Symboliquement, elle s’exprime par la distinction entre ceux qui sont habillés et ceux qui sont nus. Même si l’un de ceux qui devrait être nu est habillé: Bernard (Jeffrey Wright). Sans doute parce qu’il abrite l’âme d’Arnold, le co-créateur du parc avec le Dr. Ford. La concession est bien mince et elle est justifiée par l’entreprise de manipulation qui sert d’axe premier à la série.
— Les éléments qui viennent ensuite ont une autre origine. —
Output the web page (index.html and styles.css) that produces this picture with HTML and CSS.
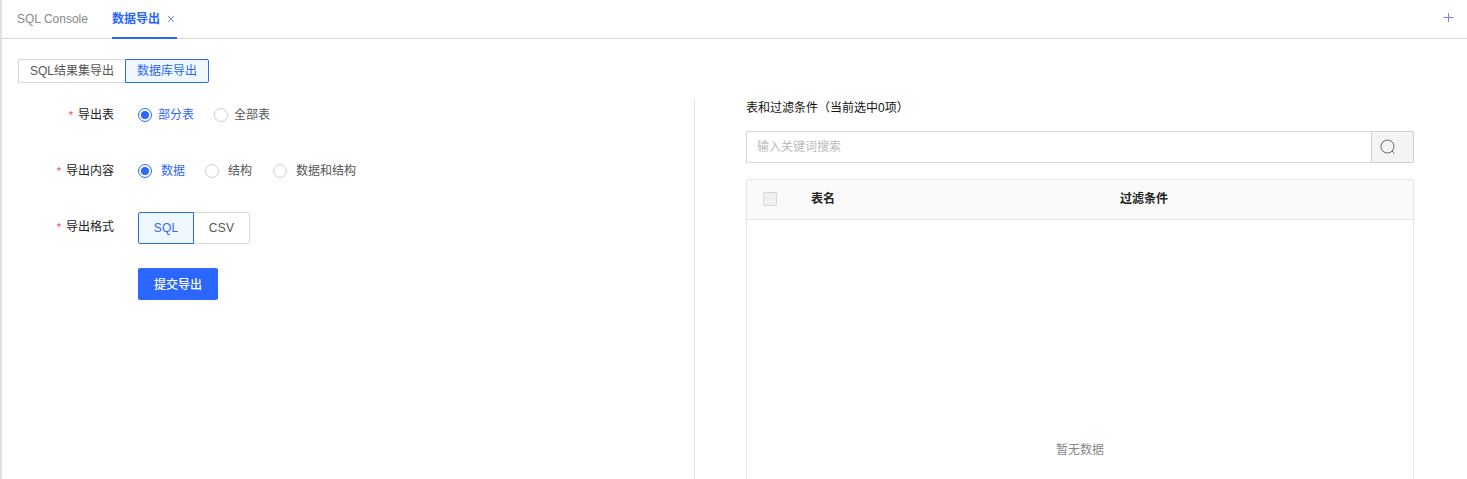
FILE: index.html
```html
<!DOCTYPE html>
<html lang="zh-CN">
<head>
<meta charset="utf-8">
<title>数据导出</title>
<link rel="stylesheet" href="styles.css">
</head>
<body>
<div class="app">
  <header class="tabs">
    <div class="tab">SQL Console</div>
    <div class="tab tab-active">数据导出<svg class="close" viewBox="0 0 8 8"><path d="M1 1l6 6M7 1l-6 6"/></svg></div>
    <svg class="add" viewBox="0 0 11 11"><path d="M5.5 1v9M.5 5.5h10"/></svg>
  </header>
  <nav class="segments segments-small">
    <span class="segment seg-result">SQL结果集导出</span><span class="segment seg-db selected">数据库导出</span>
  </nav>
  <main class="content">
    <section class="form">
      <div class="row">
        <label class="label"><i>*</i>导出表</label>
        <div class="radios">
          <span class="radio checked"><b></b>部分表</span>
          <span class="radio"><b></b>全部表</span>
        </div>
      </div>
      <div class="row">
        <label class="label"><i>*</i>导出内容</label>
        <div class="radios radios-wide">
          <span class="radio checked"><b></b>数据</span>
          <span class="radio"><b></b>结构</span>
          <span class="radio"><b></b>数据和结构</span>
        </div>
      </div>
      <div class="row">
        <label class="label">
          <i>*</i>导出格式</label>
        <div class="segments segments-format">
          <span class="segment selected">SQL</span><span class="segment">CSV</span>
        </div>
      </div>
      <div class="row actions"><button class="submit">提交导出</button></div>
    </section>
    <section class="panel">
      <h2 class="title">表和过滤条件（当前选中0项）</h2>
      <div class="search">
        <div class="search-input">输入关键词搜索</div>
        <div class="search-button"><svg viewBox="0 0 16 16"><circle cx="7.5" cy="7.5" r="6.5"/><path d="M11.8 11.8l2.7 2.7"/></svg></div>
      </div>
      <div class="table">
        <div class="thead"><span class="checkbox"></span><span class="col-name">表名</span><span class="col-filter">过滤条件</span></div>
        <div class="empty">暂无数据</div>
      </div>
    </section>
  </main>
</div>
</body>
</html>
```
FILE: styles.css
```css
* { box-sizing: border-box; }
body {
  margin: 0;
  overflow: hidden;
  background: #fff;
  color: #222;
  font: 12px/18px "Liberation Sans", "Noto Sans CJK SC", sans-serif;
}
.app {
  height: 479px;
  border-left: 2px solid #e0e0e0;
  display: flex;
  flex-direction: column;
}
.tabs {
  height: 39px;
  flex: none;
  display: flex;
  padding: 0 13px 0 15px;
  border-bottom: 1px solid #d9d9d9;
}
.tab {
  height: 39px;
  line-height: 39px;
  width: 95px;
  color: #888;
}
.tab-active {
  width: 65px;
  color: #2b66ff;
  font-weight: 700;
  border-bottom: 2px solid #2b66ff;
}
.close { width: 8px; height: 8px; margin-left: 7px; vertical-align: 0; }
.close path { stroke: #7d8bf5; fill: none; }
.add { width: 11px; height: 11px; margin: 12px 0 0 auto; }
.add path { stroke: #8c78ec; fill: none; }

.segments { display: flex; }
.segment {
  border: 1px solid #d9d9d9;
  text-align: center;
  color: #555;
}
.segment:first-child { border-right: 0; border-radius: 2px 0 0 2px; }
.segment:last-child { border-left: 0; border-radius: 0 2px 2px 0; }
.segment.selected {
  border: 1px solid #2b66ff;
  background: #f0f8ff;
  color: #2b66ff;
}
.segments-small { margin: 20px 0 0 16px; flex: none; }
.segments-small .segment { height: 24px; line-height: 22px; }
.seg-result { width: 107px; }
.seg-db { width: 84px; }
.segments-format .segment { width: 56px; height: 32px; line-height: 30px; letter-spacing: .2px; }

.content { flex: 1; min-height: 0; display: flex; padding-top: 16px; }
.form { width: 693px; border-right: 1px solid #e4e4e4; }
.row { height: 56px; display: flex; }
.segments-format { padding-top: 1px; }
.label { width: 112px; margin-right: 24px; line-height: 32px; text-align: right; color: #222; }
.label i { color: #ff4050; font-size: 11px; font-style: normal; margin-right: 5px; }
.radios { display: flex; gap: 20px; height: 32px; line-height: 32px; }
.radio { display: flex; align-items: center; gap: 6px; color: #555; }
.radio b {
  width: 14px;
  height: 14px;
  border: 1px solid #d0d0d0;
  border-radius: 50%;
  display: grid;
  place-items: center;
}
.radios-wide .radio { gap: 9px; }
.radios-wide .radio:last-child { margin-left: 1px; }
.radio.checked { color: #2b66ff; }
.radio.checked b { border-color: #2b66ff; }
.radio.checked b::after { content: ""; width: 8px; height: 8px; border-radius: 50%; background: #2b66ff; }
.actions { padding: 1px 0 0 136px; }
.submit {
  width: 80px;
  height: 32px;
  padding: 0 0 2px;
  border: 0;
  border-radius: 2px;
  background: #2b66ff;
  color: #fff;
  font: 500 12px "Liberation Sans", "Noto Sans CJK SC", sans-serif;
}

.panel { width: 668px; margin-left: 51px; display: flex; flex-direction: column; }
.title { margin: 0 0 14px; font-size: 12px; line-height: 18px; font-weight: 400; color: #111; }
.search { height: 32px; flex: none; display: flex; margin-bottom: 16px; }
.search-input {
  flex: 1;
  padding-left: 10px;
  line-height: 30px;
  border: 1px solid #d9d9d9;
  border-right: 0;
  border-radius: 2px 0 0 2px;
  color: #bbb;
}
.search-button {
  width: 43px;
  padding: 7px 0 0 8px;
  background: #f4f4f4;
  border: 1px solid #d0d0d0;
  border-radius: 0 2px 2px 0;
}
.search-button svg { display: block; width: 16px; height: 16px; fill: none; stroke: #666c7c; stroke-width: 1; }
.table { flex: 1; min-height: 0; border: 1px solid #e6e6e6; border-bottom: 0; border-radius: 2px 2px 0 0; }
.thead {
  height: 40px;
  display: flex;
  align-items: center;
  padding: 0 0 1px 16px;
  background: #fafafa;
  border-bottom: 1px solid #e6e6e6;
  font-weight: 700;
}
.checkbox { width: 14px; height: 14px; border: 1px solid #d5d5d5; border-radius: 2px; background: #f0f0f0; }
.col-name { width: 309px; margin-left: 34px; }
.empty { padding-top: 221px; text-align: center; color: #888; }
```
Hormis cela, tout entre dans les cases de la théorie hégélienne. L’affrontement entre deux êtres conscients, entre Dolores et le Dr. Ford, qui est la bataille originelle du parc. Le besoin unilatéral du maître de la reconnaissance de son/ses esclave(s). La dépendance du maître à l’égard de ses esclaves dans la reconstitution secrète d’une enclave du parc par Ford. La dépendance matérielle du maître à l’esclave figurée par le conseil d’administration du parc.

L’activité des esclaves qui sont actifs alors que le maître ne l’est plus et la dépendance de celui-ci à l’égard de ceux-là car le maître ne produit plus rien. La transformation est provoquée par l’esclave (même s’il est contrôlé). La prise de conscience des esclaves par la peur de mourir, illustrée par le cimetière des bataillons de hosts immobiles, debout et nus dans le centre de direction du parc. Comprenant son individualité, l’esclave devient alors pour Hegel l’acteur de sa révolution.

Dire que la série n’a pas une véritable préoccupation populaire n’est pas lui faire injure. Elle fait partie de ces productions qui, l’une après l’autre, entendent imposer un climat froid, volontairement peu accessible. Pensons à la magnifique The Leftovers. Elles viennent se substituer au cinéma d’auteur américain et poussent la logique encore un peu plus loin.

Même si elles exploitent des ficelles connues pour drainer le public sur le web, elles cherchent autre chose. Peut-être que Westworld, en venant prolonger Game of Thrones, récit littéraire de niche devenu phénomène télévisuel mondial, est la première série post-populaire.